What sort of operations disrupt the pipeline.
- How dependent instructions are treated in the pipeline. What sort
of instructions may involve multiple steps in the exectuion phase, and
why this may be the case (eg the phases involved in adding two
floats). What are pipeline bubbles! What is meant by software
pipelining. Given a list of assembly instructions and some details of
instruction latencies, how you might rearrange them to achieve
software pipelining. What sort of instructions are usually not
pipelined - alternatively why should you write x*0.5 rather than
x/2.0?
- What is meant by a branch delay slot, and why this concept was
introduced. What it means in the context of the assembly code
generated. What is branch prediction. Be able to describe the
operation of a two bit branch predictor.
- What it means to say that the machine has uniform instruction
length and why this is advantageous.
- What it means to say that you have a load/store architecture.

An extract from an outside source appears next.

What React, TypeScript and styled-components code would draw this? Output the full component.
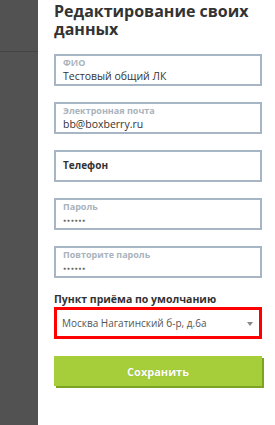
import React from 'react'
import styled, { createGlobalStyle } from 'styled-components'

const GlobalStyle = createGlobalStyle`
  html, body {
    margin: 0;
    padding: 0;
    background: #ffffff;
    font-family: 'Open Sans', 'Noto Sans', sans-serif;
  }
`

const Page = styled.div`
  display: flex;
  width: 275px;
  height: 425px;
  overflow: hidden;
`

const Sidebar = styled.aside`
  width: 38px;
  flex-shrink: 0;
  background: #525252;
  display: flex;
  flex-direction: column;
`

const SidebarTop = styled.div`
  height: 51px;
  border-bottom: 1px solid #444444;
`

const Main = styled.main`
  flex: 1;
  padding: 0 13px 0 16px;
  display: flex;
  flex-direction: column;
`

const Title = styled.h1`
  margin: 2px 0 0 0;
  font-size: 16px;
  line-height: 18px;
  font-weight: 700;
  color: #333333;
  white-space: nowrap;
`

const Fields = styled.div`
  display: flex;
  flex-direction: column;
  gap: 16px;
  margin-top: 16px;
`

const Field = styled.div<{ $centered?: boolean }>`
  box-sizing: border-box;
  height: 32px;
  border: 2px solid #a7b6c5;
  padding: ${props => props.$centered ? '0 7px 2px' : '1px 7px 0'};
  display: flex;
  flex-direction: column;
  justify-content: ${props => props.$centered ? 'center' : 'flex-start'};
`

const FieldLabel = styled.span`
  font-size: 9px;
  line-height: 12px;
  font-weight: 700;
  color: #a9b3bd;
`

const Placeholder = styled.span`
  font-size: 10px;
  line-height: 14px;
  font-weight: 700;
  color: #333333;
`

const FieldValue = styled.span`
  font-size: 10.5px;
  line-height: 15px;
  color: #333333;
`

const Dots = styled.span`
  font-size: 5px;
  line-height: 14px;
  color: #666666;
  letter-spacing: 0.8px;
`

const SelectLabel = styled.div`
  margin-top: 14px;
  font-size: 10.5px;
  line-height: 14px;
  font-weight: 700;
  color: #333333;
`

const Select = styled.div`
  box-sizing: border-box;
  height: 32px;
  margin-top: 1px;
  border: 3px solid #ff0000;
  padding: 0 6px 0 5px;
  display: flex;
  align-items: center;
  justify-content: space-between;
  font-size: 10px;
  color: #555555;
`

const Arrow = styled.span`
  width: 0;
  height: 0;
  border-left: 3.5px solid transparent;
  border-right: 3.5px solid transparent;
  border-top: 4px solid #888888;
  margin-top: 2px;
`

const SaveButton = styled.button`
  margin-top: 17px;
  width: 208px;
  height: 30px;
  border: none;
  background: #a6cd3a;
  box-shadow: 2px 2px 0 #7da324;
  color: #ffffff;
  font-family: 'Open Sans', sans-serif;
  font-size: 11px;
  font-weight: 700;
  text-shadow: 0 0 1px rgba(0, 0, 0, 0.15);
  padding: 0;
  cursor: pointer;
`

export default function App() {
  return (
    <>
      <GlobalStyle />
      <Page>
        <Sidebar>
          <SidebarTop />
        </Sidebar>
        <Main>
          <Title>
            Редактирование своих
            <br />
            данных
          </Title>
          <Fields>
            <Field>
              <FieldLabel>ФИО</FieldLabel>
              <FieldValue>Тестовый общий ЛК</FieldValue>
            </Field>
            <Field>
              <FieldLabel>Электронная почта</FieldLabel>
              <FieldValue>bb@boxberry.ru</FieldValue>
            </Field>
            <Field $centered>
              <Placeholder>Телефон</Placeholder>
            </Field>
            <Field>
              <FieldLabel>Пароль</FieldLabel>
              <Dots>●●●●●●</Dots>
            </Field>
            <Field>
              <FieldLabel>Повторите пароль</FieldLabel>
              <Dots>●●●●●●</Dots>
            </Field>
          </Fields>
          <SelectLabel>Пункт приёма по умолчанию</SelectLabel>
          <Select>
            <span>Москва Нагатинский б-р, д.6а</span>
            <Arrow />
          </Select>
          <SaveButton>Сохранить</SaveButton>
        </Main>
      </Page>
    </>
  )
}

Why
this is advantageous. What it means to take an expression like X = Y +
Z and write it in a load/store fashion.
- What is a superscalar architecture. What is required at the
hardware level to support this (multiple functional units). Appreciate
the difference between superscalar and pipelining. What is the typical
superscalar instruction mix supported on a modern processor. Why the
number of simultaneous scheduled instructions is typically limited to
around 4 (as opposed to say 10). The need for correct instruction mix
to maximize the gain from superscalar architecture.
- What is meant by saying that for RISC systems "the complexity is
in the compiler".
- In what way do RISC systems have multiple register sets?
- What is meant by addressing mode?
- What is meant by out-of-order execution. What this imposses on the
hardware.
- Later ... relate the above to some real processors.